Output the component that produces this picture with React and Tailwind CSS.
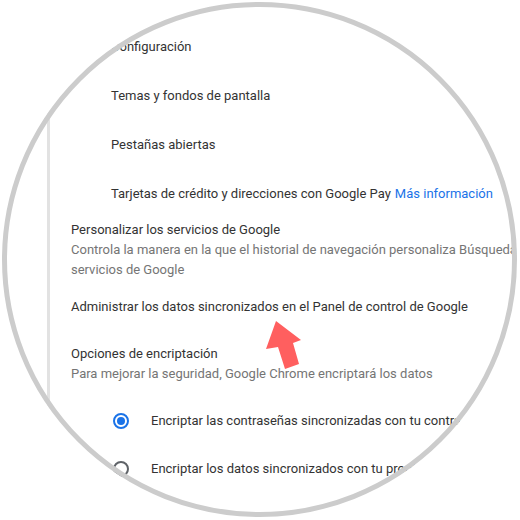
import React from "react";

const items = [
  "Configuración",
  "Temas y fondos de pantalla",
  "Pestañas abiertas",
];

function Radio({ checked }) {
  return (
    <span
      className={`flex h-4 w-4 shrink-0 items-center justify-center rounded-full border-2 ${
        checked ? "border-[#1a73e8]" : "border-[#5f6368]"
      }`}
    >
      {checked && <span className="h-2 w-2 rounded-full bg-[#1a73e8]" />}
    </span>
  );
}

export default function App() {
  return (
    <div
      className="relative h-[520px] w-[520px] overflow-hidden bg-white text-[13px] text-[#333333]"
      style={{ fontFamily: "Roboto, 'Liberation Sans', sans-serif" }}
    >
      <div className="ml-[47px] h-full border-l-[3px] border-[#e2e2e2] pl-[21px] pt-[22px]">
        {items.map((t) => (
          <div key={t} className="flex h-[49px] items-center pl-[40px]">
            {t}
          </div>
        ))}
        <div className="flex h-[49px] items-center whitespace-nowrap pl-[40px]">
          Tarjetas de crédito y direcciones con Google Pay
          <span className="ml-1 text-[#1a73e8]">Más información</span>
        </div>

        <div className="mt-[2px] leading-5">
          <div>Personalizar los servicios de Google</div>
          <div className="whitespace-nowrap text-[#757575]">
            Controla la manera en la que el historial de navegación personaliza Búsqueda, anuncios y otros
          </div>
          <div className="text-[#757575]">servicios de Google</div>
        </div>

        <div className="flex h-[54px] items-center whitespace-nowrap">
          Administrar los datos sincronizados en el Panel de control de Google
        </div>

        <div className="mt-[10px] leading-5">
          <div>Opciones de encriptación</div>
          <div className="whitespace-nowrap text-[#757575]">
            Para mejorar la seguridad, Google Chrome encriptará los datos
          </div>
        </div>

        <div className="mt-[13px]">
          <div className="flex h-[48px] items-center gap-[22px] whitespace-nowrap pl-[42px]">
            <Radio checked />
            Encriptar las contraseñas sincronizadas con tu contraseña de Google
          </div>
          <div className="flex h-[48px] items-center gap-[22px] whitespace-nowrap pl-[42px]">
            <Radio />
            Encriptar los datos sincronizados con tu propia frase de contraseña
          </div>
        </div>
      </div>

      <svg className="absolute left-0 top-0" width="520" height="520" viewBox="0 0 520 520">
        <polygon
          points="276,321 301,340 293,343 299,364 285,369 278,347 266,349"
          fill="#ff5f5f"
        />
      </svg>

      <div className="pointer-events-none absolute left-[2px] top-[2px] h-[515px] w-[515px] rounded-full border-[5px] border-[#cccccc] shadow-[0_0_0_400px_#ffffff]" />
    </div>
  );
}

┄┄┄┄┄┄┄┄┄┄

*WHAT THE EXERCISE ASKS*
Reproduce the material word for word. Any pictures should be left out of the copy.

*SOLUTION TO THIS PROBLEM*
Output the component that produces this picture with React and Tailwind CSS.
import React from "react";

const items = [
  "Configuración",
  "Temas y fondos de pantalla",
  "Pestañas abiertas",
];

function Radio({ checked }) {
  return (
    <span
      className={`flex h-4 w-4 shrink-0 items-center justify-center rounded-full border-2 ${
        checked ? "border-[#1a73e8]" : "border-[#5f6368]"
      }`}
    >
      {checked && <span className="h-2 w-2 rounded-full bg-[#1a73e8]" />}
    </span>
  );
}

export default function App() {
  return (
    <div
      className="relative h-[520px] w-[520px] overflow-hidden bg-white text-[13px] text-[#333333]"
      style={{ fontFamily: "Roboto, 'Liberation Sans', sans-serif" }}
    >
      <div className="ml-[47px] h-full border-l-[3px] border-[#e2e2e2] pl-[21px] pt-[22px]">
        {items.map((t) => (
          <div key={t} className="flex h-[49px] items-center pl-[40px]">
            {t}
          </div>
        ))}
        <div className="flex h-[49px] items-center whitespace-nowrap pl-[40px]">
          Tarjetas de crédito y direcciones con Google Pay
          <span className="ml-1 text-[#1a73e8]">Más información</span>
        </div>

        <div className="mt-[2px] leading-5">
          <div>Personalizar los servicios de Google</div>
          <div className="whitespace-nowrap text-[#757575]">
            Controla la manera en la que el historial de navegación personaliza Búsqueda, anuncios y otros
          </div>
          <div className="text-[#757575]">servicios de Google</div>
        </div>

        <div className="flex h-[54px] items-center whitespace-nowrap">
          Administrar los datos sincronizados en el Panel de control de Google
        </div>

        <div className="mt-[10px] leading-5">
          <div>Opciones de encriptación</div>
          <div className="whitespace-nowrap text-[#757575]">
            Para mejorar la seguridad, Google Chrome encriptará los datos
          </div>
        </div>

        <div className="mt-[13px]">
          <div className="flex h-[48px] items-center gap-[22px] whitespace-nowrap pl-[42px]">
            <Radio checked />
            Encriptar las contraseñas sincronizadas con tu contraseña de Google
          </div>
          <div className="flex h-[48px] items-center gap-[22px] whitespace-nowrap pl-[42px]">
            <Radio />
            Encriptar los datos sincronizados con tu propia frase de contraseña
          </div>
        </div>
      </div>

      <svg className="absolute left-0 top-0" width="520" height="520" viewBox="0 0 520 520">
        <polygon
          points="276,321 301,340 293,343 299,364 285,369 278,347 266,349"
          fill="#ff5f5f"
        />
      </svg>

      <div className="pointer-events-none absolute left-[2px] top-[2px] h-[515px] w-[515px] rounded-full border-[5px] border-[#cccccc] shadow-[0_0_0_400px_#ffffff]" />
    </div>
  );
}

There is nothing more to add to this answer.